By: Christina Welty
It’s time to plan your upcoming annual convention. The board picked a location – convenient and central to your member base. You have chosen dates (avoiding holidays and competing association’s meetings) and you have sent a Request for Proposal (RFP) to several properties. After reviewing the RFP’s, you selected the hotel. Now, you have to tackle the next step – reviewing the hotel contract. Before you sign on the dotted line, keep the following tips in mind.
- GO BACK TO YOUR RFP
Before you do anything else, review your RFP and make sure everything is covered in the contract. Does the contract:
- List the correct number of sleeping rooms at the requested room rate?
- Articulate the parking and internet usage fees?
- Have the appropriate number of rooms for all of your sessions and other activities? Are they the right size and will you be able to fit everything comfortably, including any special audiovisual?
- Make arrangements for any of your special requests, such as a trade show that involves cooking or moving large pallets onto the show floor?
- ROOM BLOCK & ATTRITION
Review your room block and make sure you will realistically be able to meet the rooms requested.
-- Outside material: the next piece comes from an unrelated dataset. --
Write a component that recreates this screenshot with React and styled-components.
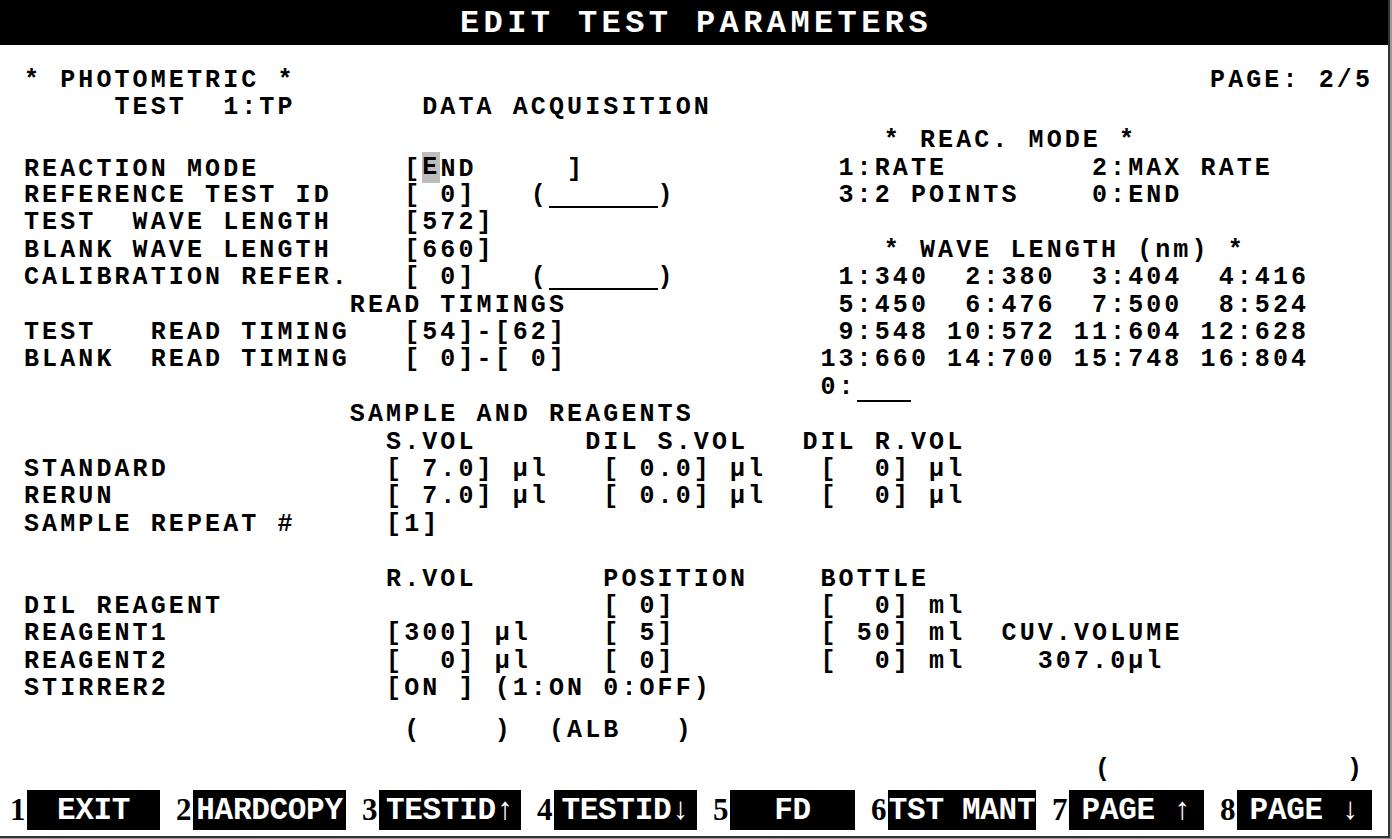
import React from "react";
import styled, { createGlobalStyle } from "styled-components";

// one character cell of the terminal grid
const CELL = 18.1;
const LINE = 27.4;

const GlobalStyle = createGlobalStyle`
  html, body {
    margin: 0;
    padding: 0;
    background: #9a9a9a;
  }
  body {
    width: 1392px;
    height: 839px;
    overflow: hidden;
  }
`;

const Screen = styled.div`
  box-sizing: border-box;
  width: 1390px;
  height: 838px;
  display: flex;
  flex-direction: column;
  background: #fff;
  color: #000;
  border-right: 2px solid #333;
  border-bottom: 2px solid #333;
  font-family: "Liberation Mono", "DejaVu Sans Mono", monospace;
  font-weight: 700;
`;

const TitleBar = styled.div`
  height: 45px;
  flex-shrink: 0;
  display: flex;
  align-items: center;
  justify-content: center;
  padding: 2px 0 0 4px;
  box-sizing: border-box;
  background: #000;
  color: #fff;
  font-size: 32px;
  letter-spacing: 4.4px;
`;

const Body = styled.div`
  flex: 1;
  display: flex;
  flex-direction: column;
  padding: 22px 0 0 24px;
  font-size: 25px;
  letter-spacing: 3.1px;
  line-height: ${LINE}px;
`;

const Line = styled.div`
  white-space: pre;
  height: ${LINE}px;
  margin-top: ${(p) => p.$gap || 0}px;
  padding-left: ${(p) => (p.$indent || 0) * CELL}px;
`;

const HeaderRow = styled.div`
  display: flex;
  justify-content: space-between;
  height: ${LINE}px;
  padding-right: 15px;
  white-space: pre;
`;

const Upper = styled.div`
  display: grid;
  grid-template-columns: ${44 * CELL}px 1fr;
  margin-top: 5.5px;
`;

const Column = styled.div`
  display: flex;
  flex-direction: column;
  padding-top: ${(p) => (p.$offset ? LINE : 0)}px;
`;

const Cursor = styled.span`
  display: inline-block;
  height: 31px;
  line-height: 31px;
  vertical-align: middle;
  margin-top: -3px;
  background: #bdbdbd;
`;

const Blank = styled.span`
  display: inline-block;
  width: ${(p) => p.$cells * CELL}px;
  height: 0;
  border-bottom: 2px solid #000;
  vertical-align: ${(p) => p.$drop || -6}px;
`;

const Footer = styled.div`
  display: flex;
  align-items: flex-end;
  gap: 16px;
  padding: 0 0 6px 10px;
`;

const KeySlot = styled.div`
  display: flex;
  flex-direction: column;
`;

const Note = styled.div`
  height: 27px;
  margin-bottom: 7px;
  padding: 0 7px 0 43px;
  text-align: ${(p) => p.$side};
  font-size: 25px;
  line-height: 27px;
  letter-spacing: 3.1px;
`;

const KeyRow = styled.div`
  display: flex;
  align-items: center;
  height: 40px;
`;

const KeyNum = styled.span`
  width: 17px;
  font-family: "Liberation Serif", "DejaVu Serif", serif;
  font-size: 31px;
  line-height: 40px;
`;

const KeyCap = styled.div`
  width: ${(p) => p.$w}px;
  height: 40px;
  display: flex;
  align-items: center;
  justify-content: center;
  background: #000;
  color: #fff;
  font-family: "Liberation Mono", "DejaVu Sans Mono", monospace;
  font-size: 31px;
  letter-spacing: -0.3px;
  white-space: pre;
  overflow: hidden;
`;

const keys = [
  { n: "1", label: "EXIT", w: 133 },
  { n: "2", label: "HARDCOPY", w: 153 },
  { n: "3", label: "TESTID\u2191", w: 142 },
  { n: "4", label: "TESTID\u2193", w: 143 },
  { n: "5", label: "FD", w: 125 },
  { n: "6", label: "TST MANT", w: 148 },
  { n: "7", label: "PAGE \u2191", w: 135, note: "(", side: "left" },
  { n: "8", label: "PAGE \u2193", w: 135, note: ")", side: "right" },
];

function Key({ n, label, w, note, side }) {
  return (
    <KeySlot>
      {note && <Note $side={side}>{note}</Note>}
      <KeyRow>
        <KeyNum>{n}</KeyNum>
        <KeyCap $w={w}>{label}</KeyCap>
      </KeyRow>
    </KeySlot>
  );
}

export default function App() {
  return (
    <>
      <GlobalStyle />
      <Screen>
        <TitleBar>EDIT TEST PARAMETERS</TitleBar>
        <Body>
          <HeaderRow>
            <span>* PHOTOMETRIC *</span>
            <span>PAGE: 2/5</span>
          </HeaderRow>
          <Line>{"     TEST  1:TP       DATA ACQUISITION"}</Line>

          <Upper>
            <Column $offset>
              <Line>
                {"REACTION MODE        ["}
                <Cursor>E</Cursor>
                {"ND     ]"}
              </Line>
              <Line>
                {"REFERENCE TEST ID    [ 0]   ("}
                <Blank $cells={6} />
                {")"}
              </Line>
              <Line>{"TEST  WAVE LENGTH    [572]"}</Line>
              <Line>{"BLANK WAVE LENGTH    [660]"}</Line>
              <Line>
                {"CALIBRATION REFER.   [ 0]   ("}
                <Blank $cells={6} />
                {")"}
              </Line>
              <Line>{"                  READ TIMINGS"}</Line>
              <Line>{"TEST   READ TIMING   [54]-[62]"}</Line>
              <Line>{"BLANK  READ TIMING   [ 0]-[ 0]"}</Line>
            </Column>
            <Column>
              <Line $indent={3.5}>* REAC. MODE *</Line>
              <Line>{" 1:RATE        2:MAX RATE"}</Line>
              <Line>{" 3:2 POINTS    0:END"}</Line>
              <Line />
              <Line $indent={3.5}>* WAVE LENGTH (nm) *</Line>
              <Line>{" 1:340  2:380  3:404  4:416"}</Line>
              <Line>{" 5:450  6:476  7:500  8:524"}</Line>
              <Line>{" 9:548 10:572 11:604 12:628"}</Line>
              <Line>{"13:660 14:700 15:748 16:804"}</Line>
              <Line>
                {"0:"}
                <Blank $cells={3} $drop={-8} />
              </Line>
            </Column>
          </Upper>

          <Line>{"                  SAMPLE AND REAGENTS"}</Line>
          <Line>{"                    S.VOL      DIL S.VOL   DIL R.VOL"}</Line>
          <Line>{"STANDARD            [ 7.0] µl   [ 0.0] µl   [  0] µl"}</Line>
          <Line>{"RERUN               [ 7.0] µl   [ 0.0] µl   [  0] µl"}</Line>
          <Line>{"SAMPLE REPEAT #     [1]"}</Line>
          <Line />
          <Line>{"                    R.VOL       POSITION    BOTTLE"}</Line>
          <Line>{"DIL REAGENT                     [ 0]        [  0] ml"}</Line>
          <Line>{"REAGENT1            [300] µl    [ 5]        [ 50] ml  CUV.VOLUME"}</Line>
          <Line>{"REAGENT2            [  0] µl    [ 0]        [  0] ml    307.0µl"}</Line>
          <Line>{"STIRRER2            [ON ] (1:ON 0:OFF)"}</Line>
          <Line $gap={14.6}>{"                     (    )  (ALB   )"}</Line>
        </Body>
        <Footer>
          {keys.map((k) => (
            <Key key={k.n} {...k} />
          ))}
        </Footer>
      </Screen>
    </>
  );
}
Many hotels will allow for 80-85% attrition, but it can be negotiated if not offered initially. Make sure the word “cumulative” is part of the contract, so you can satisfy the total number of rooms across the duration of the convention instead of having to meet attrition nightly. Also, if the group is typically late to register, request a room reservation deadline of 3 weeks out.
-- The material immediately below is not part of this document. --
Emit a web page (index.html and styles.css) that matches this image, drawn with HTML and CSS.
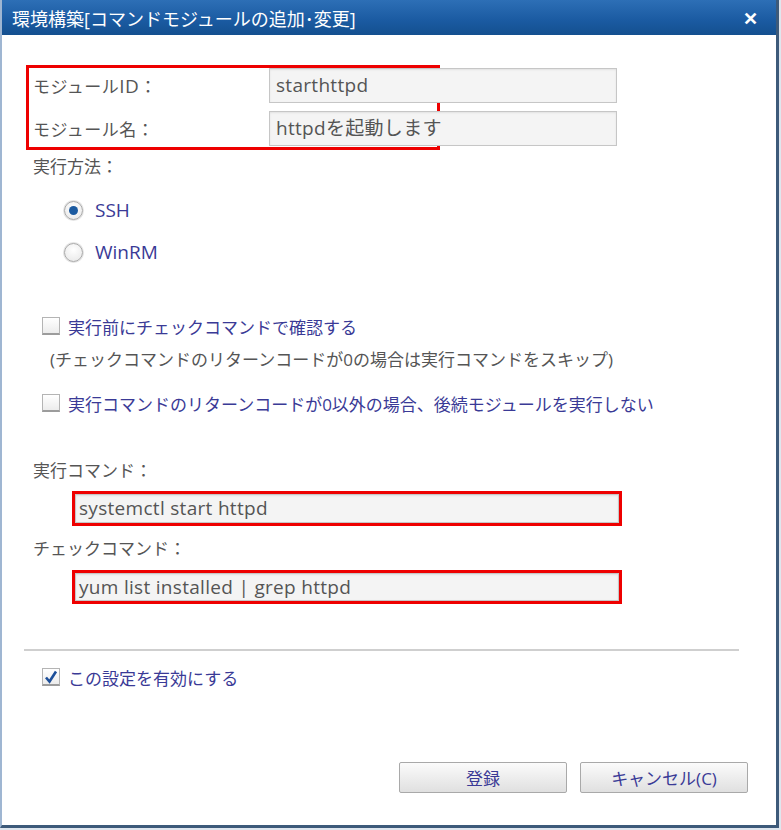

After your meeting is over, if you fall short of your room block, send a registration list to the hotel and have them check to see if any of the rooms were outside of the block. It’s amazing how many people forget to mention the group name when making a reservation or there’s simply an error when booking.
- LOOK FOR HIDDEN FEES
Sometimes, hotels charge per tabletop display, even though it is not much different from having to set up in classroom style. You might also see a per person charge for an outdoor event or per person fee for internet, etc. Some items may be worth it, but think how much $5 per person would cost if you were having a large outdoor event!
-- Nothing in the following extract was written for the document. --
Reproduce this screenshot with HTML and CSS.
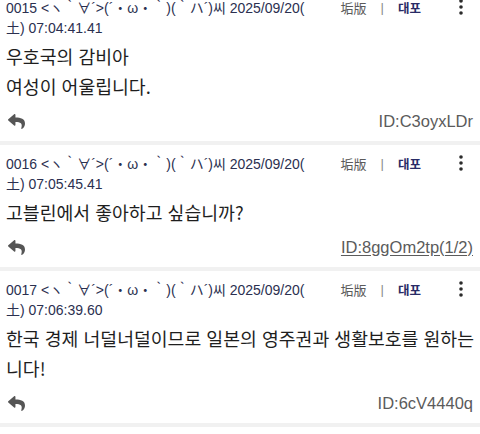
FILE: index.html
```html
<!DOCTYPE html>
<html lang="ko">
<head>
<meta charset="utf-8">
<title>thread</title>
<link rel="stylesheet" href="styles.css">
</head>
<body>
<div class="thread">
  <article class="post">
    <div class="head">
      <div class="meta">0015 &lt;ヽ｀∀´&gt;(´・ω・｀)(｀ハ´)씨 2025/09/20(<br>土) 07:04:41.41</div>
      <span class="acct">垢版</span><span class="sep">|</span><span class="daepo">대포</span>
      <span class="more"><svg width="4" height="16" viewBox="0 0 4 16"><circle cx="2" cy="2" r="1.8"/><circle cx="2" cy="8" r="1.8"/><circle cx="2" cy="14" r="1.8"/></svg></span>
    </div>
    <div class="body">우호국의 감비아<br>여성이 어울립니다.</div>
    <div class="foot">
      <svg class="reply" width="19" height="17" viewBox="0 0 512 512"><path d="M8.309 189.836L184.313 37.851C199.719 24.546 224 35.347 224 56.015v80.053c160.629 1.839 288 34.032 288 186.258 0 61.441-39.581 122.309-83.333 154.132-13.653 9.931-33.111-2.533-28.077-18.631 45.344-145.012-21.507-183.51-176.590-185.742V360c0 20.7-24.3 31.453-39.687 18.164l-176.004-152c-11.071-9.562-11.086-26.753 0-36.328z"/></svg>
      <span class="id">ID:C3oyxLDr</span>
    </div>
  </article>
  <article class="post">
    <div class="head">
      <div class="meta">0016 &lt;ヽ｀∀´&gt;(´・ω・｀)(｀ハ´)씨 2025/09/20(<br>土) 07:05:45.41</div>
      <span class="acct">垢版</span><span class="sep">|</span><span class="daepo">대포</span>
      <span class="more"><svg width="4" height="16" viewBox="0 0 4 16"><circle cx="2" cy="2" r="1.8"/><circle cx="2" cy="8" r="1.8"/><circle cx="2" cy="14" r="1.8"/></svg></span>
    </div>
    <div class="body">고블린에서 좋아하고 싶습니까?</div>
    <div class="foot">
      <svg class="reply" width="19" height="17" viewBox="0 0 512 512"><path d="M8.309 189.836L184.313 37.851C199.719 24.546 224 35.347 224 56.015v80.053c160.629 1.839 288 34.032 288 186.258 0 61.441-39.581 122.309-83.333 154.132-13.653 9.931-33.111-2.533-28.077-18.631 45.344-145.012-21.507-183.510-176.590-185.742V360c0 20.7-24.3 31.453-39.687 18.164l-176.004-152c-11.071-9.562-11.086-26.753 0-36.328z"/></svg>
      <a class="id link">ID:8ggOm2tp(1/2)</a>
    </div>
  </article>
  <article class="post">
    <div class="head">
      <div class="meta">0017 &lt;ヽ｀∀´&gt;(´・ω・｀)(｀ハ´)씨 2025/09/20(<br>土) 07:06:39.60</div>
      <span class="acct">垢版</span><span class="sep">|</span><span class="daepo">대포</span>
      <span class="more"><svg width="4" height="16" viewBox="0 0 4 16"><circle cx="2" cy="2" r="1.8"/><circle cx="2" cy="8" r="1.8"/><circle cx="2" cy="14" r="1.8"/></svg></span>
    </div>
    <div class="body">한국 경제 너덜너덜이므로 일본의 영주권과 생활보호를 원하는니다!</div>
    <div class="foot">
      <svg class="reply" width="19" height="17" viewBox="0 0 512 512"><path d="M8.309 189.836L184.313 37.851C199.719 24.546 224 35.347 224 56.015v80.053c160.629 1.839 288 34.032 288 186.258 0 61.441-39.581 122.309-83.333 154.132-13.653 9.931-33.111-2.533-28.077-18.631 45.344-145.012-21.507-183.510-176.590-185.742V360c0 20.7-24.3 31.453-39.687 18.164l-176.004-152c-11.071-9.562-11.086-26.753 0-36.328z"/></svg>
      <span class="id">ID:6cV4440q</span>
    </div>
  </article>
</div>
</body>
</html>
```

FILE: styles.css
```css
html, body {
  margin: 0;
  padding: 0;
  background: #ffffff;
  overflow: hidden;
}

.thread {
  margin-top: -11px;
}

.post {
  padding: 9px 6px 5px 6px;
  border-bottom: 4px solid #f1f1f1;
}

.head {
  display: flex;
  align-items: flex-start;
  font-family: "Liberation Sans", "Noto Sans CJK JP", sans-serif;
  font-size: 14px;
  line-height: 20px;
}

.meta {
  flex: 1;
  white-space: nowrap;
  color: #2b3050;
}

.acct,
.sep,
.daepo {
  line-height: 16px;
  margin-top: 2px;
}

.acct {
  font-family: "Noto Sans CJK JP", sans-serif;
  font-size: 13px;
  color: #5a5a5a;
}

.sep {
  margin-left: 14px;
  margin-right: 14px;
  color: #8a8a8a;
  font-size: 13px;
}

.daepo {
  font-family: "Noto Sans CJK KR", sans-serif;
  font-size: 12.5px;
  font-weight: 700;
  color: #282b66;
}

.more {
  display: flex;
  justify-content: center;
  width: 14px;
  margin-left: 33px;
  margin-right: 6px;
  padding-top: 1px;
  fill: #2b2b2b;
}

.body {
  margin-top: 3px;
  font-family: "Noto Sans CJK KR", sans-serif;
  font-size: 18.3px;
  line-height: 30px;
  color: #1e1e1e;
}

.foot {
  display: flex;
  align-items: center;
  justify-content: space-between;
  height: 30px;
  margin-top: 5px;
}

.reply {
  margin-left: 1px;
  fill: #555555;
}

.id {
  font-family: "Liberation Sans", sans-serif;
  font-size: 16.5px;
  color: #5b5b5b;
  margin-right: 1px;
}

.link {
  text-decoration: underline;
  text-underline-offset: 2px;
}
```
There are several important clauses, but some of the most important are:
- Force majeure – protects both the organization and hotel from acts of God (terrorism, labor strikes, extreme weather, etc.) which make it impossible to hold the event.
- Cancellation – usually in the form of a grid, it shows the # days out from the event (360, 180, 90, etc.) and how much the association would be responsible for paying should they cancel the event. Make sure the cancellation clause is mutual in the event the hotel cancels on the group. Also, remember that the hotel isn’t making 100% profit, so cancellations should be based on lost profit, not on lost revenue.
- Liquor liability – requires servers to be trained and refuse alcohol to anyone who appears intoxicated. It also requires the hotel to hold harmless the meeting sponsor should there be a liquor liability claim.
- DAYS VS. DATES
Lastly, I cannot stress this enough. Please make sure the days/dates of the week are accurate! Imagine if your exhibit move-in was supposed to be on Tuesday and the date on your space grid was actually for that Wednesday? Once the contract is signed, it will be difficult to adjust the space for the correct days, especially if there is a group before or after your event.
Paying attention to these tips will help save you time, money and a few headaches in the long run. What other tips do you have when you review your hotel contract?